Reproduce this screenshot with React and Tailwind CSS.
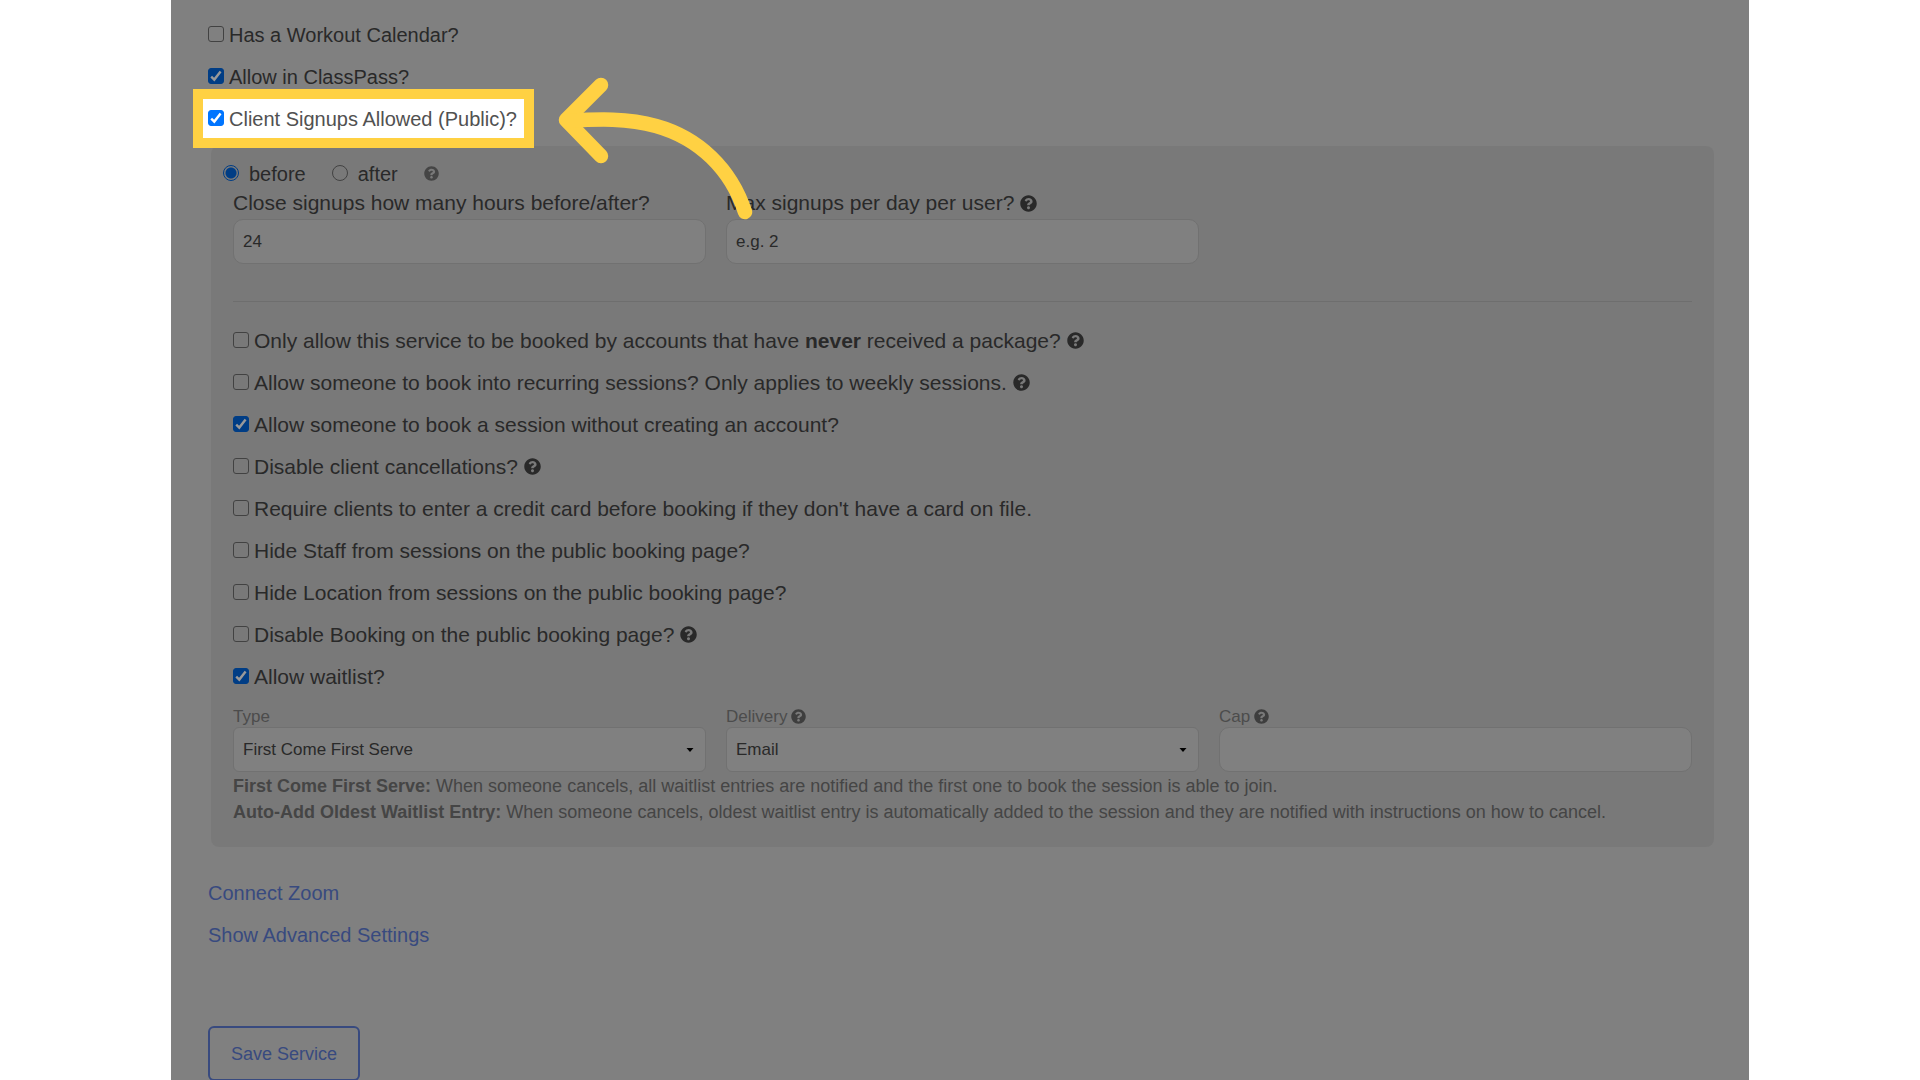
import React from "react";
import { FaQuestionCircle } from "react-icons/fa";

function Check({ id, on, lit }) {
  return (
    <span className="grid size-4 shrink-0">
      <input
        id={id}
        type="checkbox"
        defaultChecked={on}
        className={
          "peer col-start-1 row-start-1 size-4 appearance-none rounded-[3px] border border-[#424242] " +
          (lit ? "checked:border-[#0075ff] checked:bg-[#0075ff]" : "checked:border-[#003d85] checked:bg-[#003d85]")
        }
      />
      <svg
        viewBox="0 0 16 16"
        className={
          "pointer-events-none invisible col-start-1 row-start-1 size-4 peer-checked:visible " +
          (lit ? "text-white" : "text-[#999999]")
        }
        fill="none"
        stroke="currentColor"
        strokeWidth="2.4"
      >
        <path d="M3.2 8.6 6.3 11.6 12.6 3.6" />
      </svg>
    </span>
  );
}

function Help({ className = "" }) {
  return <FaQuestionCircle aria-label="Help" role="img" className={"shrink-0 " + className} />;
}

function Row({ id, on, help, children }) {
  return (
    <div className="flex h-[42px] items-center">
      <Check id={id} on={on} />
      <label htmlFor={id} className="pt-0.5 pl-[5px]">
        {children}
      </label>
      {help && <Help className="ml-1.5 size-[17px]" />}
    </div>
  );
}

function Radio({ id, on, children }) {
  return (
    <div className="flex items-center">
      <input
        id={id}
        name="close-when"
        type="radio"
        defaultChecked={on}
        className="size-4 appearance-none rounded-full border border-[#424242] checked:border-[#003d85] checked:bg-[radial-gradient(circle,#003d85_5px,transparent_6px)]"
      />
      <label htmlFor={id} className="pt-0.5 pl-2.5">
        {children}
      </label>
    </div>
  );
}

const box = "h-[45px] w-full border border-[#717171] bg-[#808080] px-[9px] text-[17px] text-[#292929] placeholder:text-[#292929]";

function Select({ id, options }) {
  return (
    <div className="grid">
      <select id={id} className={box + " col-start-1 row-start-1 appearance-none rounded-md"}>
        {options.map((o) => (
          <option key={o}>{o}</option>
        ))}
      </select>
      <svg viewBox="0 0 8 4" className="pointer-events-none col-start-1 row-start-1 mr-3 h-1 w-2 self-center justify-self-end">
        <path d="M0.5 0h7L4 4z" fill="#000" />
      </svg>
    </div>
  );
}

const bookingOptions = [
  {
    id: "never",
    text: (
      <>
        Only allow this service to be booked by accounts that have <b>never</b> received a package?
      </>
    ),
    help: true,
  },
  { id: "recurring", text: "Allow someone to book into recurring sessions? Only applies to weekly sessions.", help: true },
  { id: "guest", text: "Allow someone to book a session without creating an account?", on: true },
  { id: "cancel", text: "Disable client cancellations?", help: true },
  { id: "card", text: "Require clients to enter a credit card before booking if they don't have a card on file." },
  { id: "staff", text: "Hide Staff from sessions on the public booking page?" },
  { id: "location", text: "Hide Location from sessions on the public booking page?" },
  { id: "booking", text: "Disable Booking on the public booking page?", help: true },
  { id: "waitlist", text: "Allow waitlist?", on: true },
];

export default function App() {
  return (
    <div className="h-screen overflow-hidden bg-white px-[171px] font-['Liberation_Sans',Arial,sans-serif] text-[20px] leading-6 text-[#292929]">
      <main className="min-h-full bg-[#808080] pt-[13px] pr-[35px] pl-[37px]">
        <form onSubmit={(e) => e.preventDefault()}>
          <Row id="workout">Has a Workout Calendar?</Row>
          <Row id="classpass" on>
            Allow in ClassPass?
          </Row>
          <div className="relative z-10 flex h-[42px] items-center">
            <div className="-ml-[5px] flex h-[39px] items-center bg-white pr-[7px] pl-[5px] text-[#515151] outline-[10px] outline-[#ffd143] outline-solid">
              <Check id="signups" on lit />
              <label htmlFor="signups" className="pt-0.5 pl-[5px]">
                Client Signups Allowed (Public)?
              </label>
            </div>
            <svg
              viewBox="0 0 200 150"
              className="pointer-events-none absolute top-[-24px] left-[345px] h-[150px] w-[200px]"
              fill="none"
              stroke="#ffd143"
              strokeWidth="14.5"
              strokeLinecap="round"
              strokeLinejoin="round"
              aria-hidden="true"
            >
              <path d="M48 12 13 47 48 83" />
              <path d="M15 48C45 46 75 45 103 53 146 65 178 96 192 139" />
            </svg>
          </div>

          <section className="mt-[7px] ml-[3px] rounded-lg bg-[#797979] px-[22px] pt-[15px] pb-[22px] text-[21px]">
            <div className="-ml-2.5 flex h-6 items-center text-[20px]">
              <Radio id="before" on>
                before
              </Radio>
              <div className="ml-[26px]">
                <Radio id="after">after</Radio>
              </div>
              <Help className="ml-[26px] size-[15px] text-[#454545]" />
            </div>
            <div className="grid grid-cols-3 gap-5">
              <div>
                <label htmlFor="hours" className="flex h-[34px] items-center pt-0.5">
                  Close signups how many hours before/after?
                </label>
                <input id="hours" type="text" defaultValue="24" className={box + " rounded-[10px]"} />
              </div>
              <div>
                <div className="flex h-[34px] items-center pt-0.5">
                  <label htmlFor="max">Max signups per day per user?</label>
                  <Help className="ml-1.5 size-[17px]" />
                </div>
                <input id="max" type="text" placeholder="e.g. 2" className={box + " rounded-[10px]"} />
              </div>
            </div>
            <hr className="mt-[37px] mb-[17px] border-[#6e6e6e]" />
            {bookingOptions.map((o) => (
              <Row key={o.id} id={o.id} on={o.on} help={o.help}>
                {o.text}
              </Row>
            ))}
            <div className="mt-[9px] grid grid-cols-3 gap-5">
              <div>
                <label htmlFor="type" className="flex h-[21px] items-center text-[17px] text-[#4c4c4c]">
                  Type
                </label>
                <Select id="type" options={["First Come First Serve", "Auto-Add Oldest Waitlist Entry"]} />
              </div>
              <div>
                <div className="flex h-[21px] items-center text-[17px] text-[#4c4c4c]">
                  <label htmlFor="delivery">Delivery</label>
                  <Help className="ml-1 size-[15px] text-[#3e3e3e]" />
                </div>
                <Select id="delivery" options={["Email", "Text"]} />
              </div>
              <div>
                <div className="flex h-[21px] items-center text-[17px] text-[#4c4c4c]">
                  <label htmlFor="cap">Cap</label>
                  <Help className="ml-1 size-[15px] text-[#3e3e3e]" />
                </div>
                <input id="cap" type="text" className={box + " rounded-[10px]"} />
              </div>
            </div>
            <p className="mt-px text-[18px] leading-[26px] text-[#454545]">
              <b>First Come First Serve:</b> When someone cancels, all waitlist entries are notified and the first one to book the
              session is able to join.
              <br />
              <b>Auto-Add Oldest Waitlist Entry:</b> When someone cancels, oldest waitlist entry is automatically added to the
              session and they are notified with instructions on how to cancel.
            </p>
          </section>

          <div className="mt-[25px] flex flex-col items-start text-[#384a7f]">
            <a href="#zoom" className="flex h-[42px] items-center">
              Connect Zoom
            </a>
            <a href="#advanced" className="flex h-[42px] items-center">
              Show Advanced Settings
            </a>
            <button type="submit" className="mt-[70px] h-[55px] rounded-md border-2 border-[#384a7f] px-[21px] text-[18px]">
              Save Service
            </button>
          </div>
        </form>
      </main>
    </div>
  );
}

__________________________________________________

■ TASK DESCRIPTION: Reproduce the material in its entirety and word for word, without the pictures.

■ ANSWER FOR THE TASK:
Reproduce this screenshot with React and Tailwind CSS.
import React from "react";
import { FaQuestionCircle } from "react-icons/fa";

function Check({ id, on, lit }) {
  return (
    <span className="grid size-4 shrink-0">
      <input
        id={id}
        type="checkbox"
        defaultChecked={on}
        className={
          "peer col-start-1 row-start-1 size-4 appearance-none rounded-[3px] border border-[#424242] " +
          (lit ? "checked:border-[#0075ff] checked:bg-[#0075ff]" : "checked:border-[#003d85] checked:bg-[#003d85]")
        }
      />
      <svg
        viewBox="0 0 16 16"
        className={
          "pointer-events-none invisible col-start-1 row-start-1 size-4 peer-checked:visible " +
          (lit ? "text-white" : "text-[#999999]")
        }
        fill="none"
        stroke="currentColor"
        strokeWidth="2.4"
      >
        <path d="M3.2 8.6 6.3 11.6 12.6 3.6" />
      </svg>
    </span>
  );
}

function Help({ className = "" }) {
  return <FaQuestionCircle aria-label="Help" role="img" className={"shrink-0 " + className} />;
}

function Row({ id, on, help, children }) {
  return (
    <div className="flex h-[42px] items-center">
      <Check id={id} on={on} />
      <label htmlFor={id} className="pt-0.5 pl-[5px]">
        {children}
      </label>
      {help && <Help className="ml-1.5 size-[17px]" />}
    </div>
  );
}

function Radio({ id, on, children }) {
  return (
    <div className="flex items-center">
      <input
        id={id}
        name="close-when"
        type="radio"
        defaultChecked={on}
        className="size-4 appearance-none rounded-full border border-[#424242] checked:border-[#003d85] checked:bg-[radial-gradient(circle,#003d85_5px,transparent_6px)]"
      />
      <label htmlFor={id} className="pt-0.5 pl-2.5">
        {children}
      </label>
    </div>
  );
}

const box = "h-[45px] w-full border border-[#717171] bg-[#808080] px-[9px] text-[17px] text-[#292929] placeholder:text-[#292929]";

function Select({ id, options }) {
  return (
    <div className="grid">
      <select id={id} className={box + " col-start-1 row-start-1 appearance-none rounded-md"}>
        {options.map((o) => (
          <option key={o}>{o}</option>
        ))}
      </select>
      <svg viewBox="0 0 8 4" className="pointer-events-none col-start-1 row-start-1 mr-3 h-1 w-2 self-center justify-self-end">
        <path d="M0.5 0h7L4 4z" fill="#000" />
      </svg>
    </div>
  );
}

const bookingOptions = [
  {
    id: "never",
    text: (
      <>
        Only allow this service to be booked by accounts that have <b>never</b> received a package?
      </>
    ),
    help: true,
  },
  { id: "recurring", text: "Allow someone to book into recurring sessions? Only applies to weekly sessions.", help: true },
  { id: "guest", text: "Allow someone to book a session without creating an account?", on: true },
  { id: "cancel", text: "Disable client cancellations?", help: true },
  { id: "card", text: "Require clients to enter a credit card before booking if they don't have a card on file." },
  { id: "staff", text: "Hide Staff from sessions on the public booking page?" },
  { id: "location", text: "Hide Location from sessions on the public booking page?" },
  { id: "booking", text: "Disable Booking on the public booking page?", help: true },
  { id: "waitlist", text: "Allow waitlist?", on: true },
];

export default function App() {
  return (
    <div className="h-screen overflow-hidden bg-white px-[171px] font-['Liberation_Sans',Arial,sans-serif] text-[20px] leading-6 text-[#292929]">
      <main className="min-h-full bg-[#808080] pt-[13px] pr-[35px] pl-[37px]">
        <form onSubmit={(e) => e.preventDefault()}>
          <Row id="workout">Has a Workout Calendar?</Row>
          <Row id="classpass" on>
            Allow in ClassPass?
          </Row>
          <div className="relative z-10 flex h-[42px] items-center">
            <div className="-ml-[5px] flex h-[39px] items-center bg-white pr-[7px] pl-[5px] text-[#515151] outline-[10px] outline-[#ffd143] outline-solid">
              <Check id="signups" on lit />
              <label htmlFor="signups" className="pt-0.5 pl-[5px]">
                Client Signups Allowed (Public)?
              </label>
            </div>
            <svg
              viewBox="0 0 200 150"
              className="pointer-events-none absolute top-[-24px] left-[345px] h-[150px] w-[200px]"
              fill="none"
              stroke="#ffd143"
              strokeWidth="14.5"
              strokeLinecap="round"
              strokeLinejoin="round"
              aria-hidden="true"
            >
              <path d="M48 12 13 47 48 83" />
              <path d="M15 48C45 46 75 45 103 53 146 65 178 96 192 139" />
            </svg>
          </div>

          <section className="mt-[7px] ml-[3px] rounded-lg bg-[#797979] px-[22px] pt-[15px] pb-[22px] text-[21px]">
            <div className="-ml-2.5 flex h-6 items-center text-[20px]">
              <Radio id="before" on>
                before
              </Radio>
              <div className="ml-[26px]">
                <Radio id="after">after</Radio>
              </div>
              <Help className="ml-[26px] size-[15px] text-[#454545]" />
            </div>
            <div className="grid grid-cols-3 gap-5">
              <div>
                <label htmlFor="hours" className="flex h-[34px] items-center pt-0.5">
                  Close signups how many hours before/after?
                </label>
                <input id="hours" type="text" defaultValue="24" className={box + " rounded-[10px]"} />
              </div>
              <div>
                <div className="flex h-[34px] items-center pt-0.5">
                  <label htmlFor="max">Max signups per day per user?</label>
                  <Help className="ml-1.5 size-[17px]" />
                </div>
                <input id="max" type="text" placeholder="e.g. 2" className={box + " rounded-[10px]"} />
              </div>
            </div>
            <hr className="mt-[37px] mb-[17px] border-[#6e6e6e]" />
            {bookingOptions.map((o) => (
              <Row key={o.id} id={o.id} on={o.on} help={o.help}>
                {o.text}
              </Row>
            ))}
            <div className="mt-[9px] grid grid-cols-3 gap-5">
              <div>
                <label htmlFor="type" className="flex h-[21px] items-center text-[17px] text-[#4c4c4c]">
                  Type
                </label>
                <Select id="type" options={["First Come First Serve", "Auto-Add Oldest Waitlist Entry"]} />
              </div>
              <div>
                <div className="flex h-[21px] items-center text-[17px] text-[#4c4c4c]">
                  <label htmlFor="delivery">Delivery</label>
                  <Help className="ml-1 size-[15px] text-[#3e3e3e]" />
                </div>
                <Select id="delivery" options={["Email", "Text"]} />
              </div>
              <div>
                <div className="flex h-[21px] items-center text-[17px] text-[#4c4c4c]">
                  <label htmlFor="cap">Cap</label>
                  <Help className="ml-1 size-[15px] text-[#3e3e3e]" />
                </div>
                <input id="cap" type="text" className={box + " rounded-[10px]"} />
              </div>
            </div>
            <p className="mt-px text-[18px] leading-[26px] text-[#454545]">
              <b>First Come First Serve:</b> When someone cancels, all waitlist entries are notified and the first one to book the
              session is able to join.
              <br />
              <b>Auto-Add Oldest Waitlist Entry:</b> When someone cancels, oldest waitlist entry is automatically added to the
              session and they are notified with instructions on how to cancel.
            </p>
          </section>

          <div className="mt-[25px] flex flex-col items-start text-[#384a7f]">
            <a href="#zoom" className="flex h-[42px] items-center">
              Connect Zoom
            </a>
            <a href="#advanced" className="flex h-[42px] items-center">
              Show Advanced Settings
            </a>
            <button type="submit" className="mt-[70px] h-[55px] rounded-md border-2 border-[#384a7f] px-[21px] text-[18px]">
              Save Service
            </button>
          </div>
        </form>
      </main>
    </div>
  );
}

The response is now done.